# EXTRACTED INFORMATION:
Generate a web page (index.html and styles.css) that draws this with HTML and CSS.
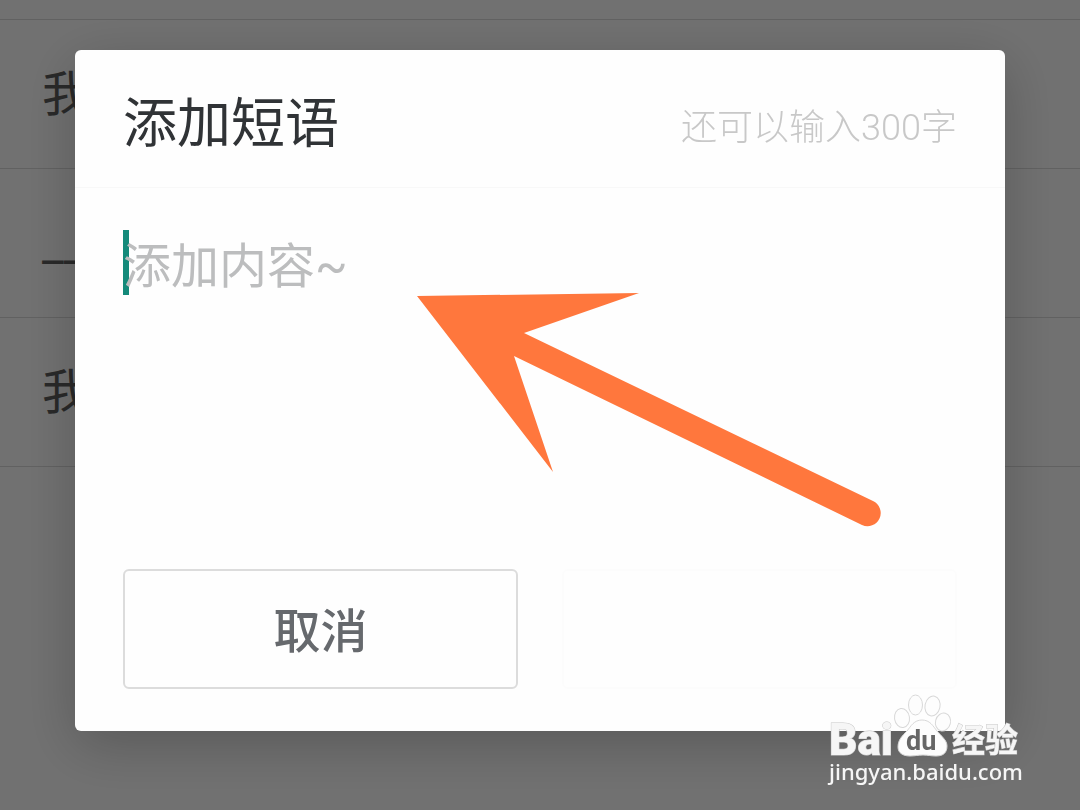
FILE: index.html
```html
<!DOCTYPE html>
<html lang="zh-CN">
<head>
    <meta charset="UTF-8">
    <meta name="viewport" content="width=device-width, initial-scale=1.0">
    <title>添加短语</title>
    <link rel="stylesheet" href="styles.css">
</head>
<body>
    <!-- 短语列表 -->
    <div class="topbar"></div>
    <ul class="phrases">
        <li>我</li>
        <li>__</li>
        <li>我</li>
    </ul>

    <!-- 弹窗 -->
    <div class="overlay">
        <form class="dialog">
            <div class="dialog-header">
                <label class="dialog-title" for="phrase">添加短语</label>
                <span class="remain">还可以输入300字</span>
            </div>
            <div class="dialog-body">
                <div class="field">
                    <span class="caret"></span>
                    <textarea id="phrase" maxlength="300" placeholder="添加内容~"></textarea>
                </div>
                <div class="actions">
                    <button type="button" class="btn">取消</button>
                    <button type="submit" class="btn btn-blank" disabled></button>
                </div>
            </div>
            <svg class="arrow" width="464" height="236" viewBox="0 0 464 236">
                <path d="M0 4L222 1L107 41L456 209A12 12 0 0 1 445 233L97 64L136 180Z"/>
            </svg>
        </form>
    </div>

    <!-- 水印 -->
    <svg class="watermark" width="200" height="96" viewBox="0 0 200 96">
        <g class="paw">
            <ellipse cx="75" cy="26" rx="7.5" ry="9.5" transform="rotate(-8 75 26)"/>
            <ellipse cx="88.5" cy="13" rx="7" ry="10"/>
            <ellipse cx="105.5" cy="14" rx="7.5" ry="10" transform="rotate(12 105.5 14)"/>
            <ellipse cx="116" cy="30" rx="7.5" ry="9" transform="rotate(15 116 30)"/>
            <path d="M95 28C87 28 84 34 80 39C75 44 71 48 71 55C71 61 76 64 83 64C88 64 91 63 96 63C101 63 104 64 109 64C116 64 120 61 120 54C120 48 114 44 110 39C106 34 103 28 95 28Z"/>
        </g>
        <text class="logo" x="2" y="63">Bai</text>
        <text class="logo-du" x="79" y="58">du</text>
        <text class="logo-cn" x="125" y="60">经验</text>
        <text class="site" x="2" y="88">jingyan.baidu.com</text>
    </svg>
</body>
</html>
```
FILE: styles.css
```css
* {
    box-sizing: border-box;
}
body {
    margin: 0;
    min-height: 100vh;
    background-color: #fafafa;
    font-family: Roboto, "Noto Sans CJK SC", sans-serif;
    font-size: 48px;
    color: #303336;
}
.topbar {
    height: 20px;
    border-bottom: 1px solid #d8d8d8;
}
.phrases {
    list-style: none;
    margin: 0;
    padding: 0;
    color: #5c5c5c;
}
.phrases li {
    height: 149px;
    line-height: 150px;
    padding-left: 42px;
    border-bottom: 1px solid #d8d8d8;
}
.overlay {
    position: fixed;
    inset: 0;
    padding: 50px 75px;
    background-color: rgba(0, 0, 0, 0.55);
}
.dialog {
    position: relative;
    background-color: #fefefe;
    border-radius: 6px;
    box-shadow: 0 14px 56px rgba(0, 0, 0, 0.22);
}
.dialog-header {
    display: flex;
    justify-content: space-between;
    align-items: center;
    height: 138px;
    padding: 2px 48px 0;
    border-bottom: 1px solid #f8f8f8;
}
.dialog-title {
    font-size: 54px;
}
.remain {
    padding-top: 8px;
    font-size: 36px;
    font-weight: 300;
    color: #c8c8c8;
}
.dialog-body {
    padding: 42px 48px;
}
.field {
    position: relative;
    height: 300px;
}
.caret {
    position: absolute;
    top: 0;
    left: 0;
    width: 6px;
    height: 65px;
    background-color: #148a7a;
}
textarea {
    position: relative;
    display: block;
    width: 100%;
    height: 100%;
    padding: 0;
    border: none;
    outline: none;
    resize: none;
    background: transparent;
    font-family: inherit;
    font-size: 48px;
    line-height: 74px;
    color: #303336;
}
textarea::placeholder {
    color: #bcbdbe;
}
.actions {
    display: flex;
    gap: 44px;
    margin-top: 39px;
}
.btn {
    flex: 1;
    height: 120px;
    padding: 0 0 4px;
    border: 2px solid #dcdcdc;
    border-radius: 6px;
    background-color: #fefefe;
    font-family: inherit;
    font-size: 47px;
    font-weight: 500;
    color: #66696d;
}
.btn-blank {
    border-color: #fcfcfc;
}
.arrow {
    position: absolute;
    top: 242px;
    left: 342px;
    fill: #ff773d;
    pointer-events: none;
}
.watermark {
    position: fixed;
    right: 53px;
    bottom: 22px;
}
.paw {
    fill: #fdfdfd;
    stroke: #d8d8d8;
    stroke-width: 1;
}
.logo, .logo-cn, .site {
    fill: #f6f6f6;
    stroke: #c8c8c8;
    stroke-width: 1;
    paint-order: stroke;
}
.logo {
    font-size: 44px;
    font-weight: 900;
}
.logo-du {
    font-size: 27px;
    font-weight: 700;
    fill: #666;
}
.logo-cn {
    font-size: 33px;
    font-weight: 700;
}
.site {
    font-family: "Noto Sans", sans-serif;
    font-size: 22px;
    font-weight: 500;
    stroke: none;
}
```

...

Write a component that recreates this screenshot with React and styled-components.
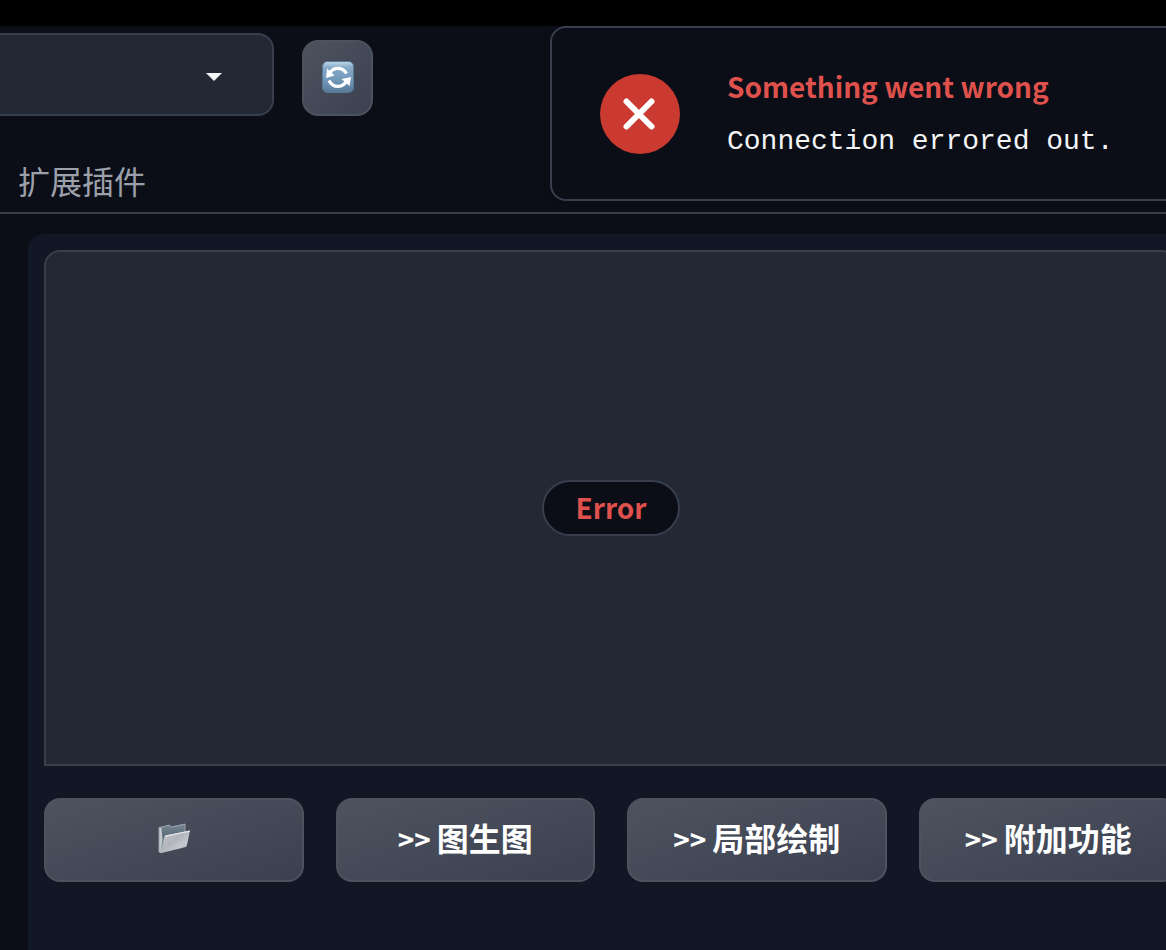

# REQUIREMENT:
Look over the listing above. Pick out and copy every line that includes "this".

# WRITTEN RESPONSE:
Generate a web page (index.html and styles.css) that draws this with HTML and CSS.
Write a component that recreates this screenshot with React and styled-components.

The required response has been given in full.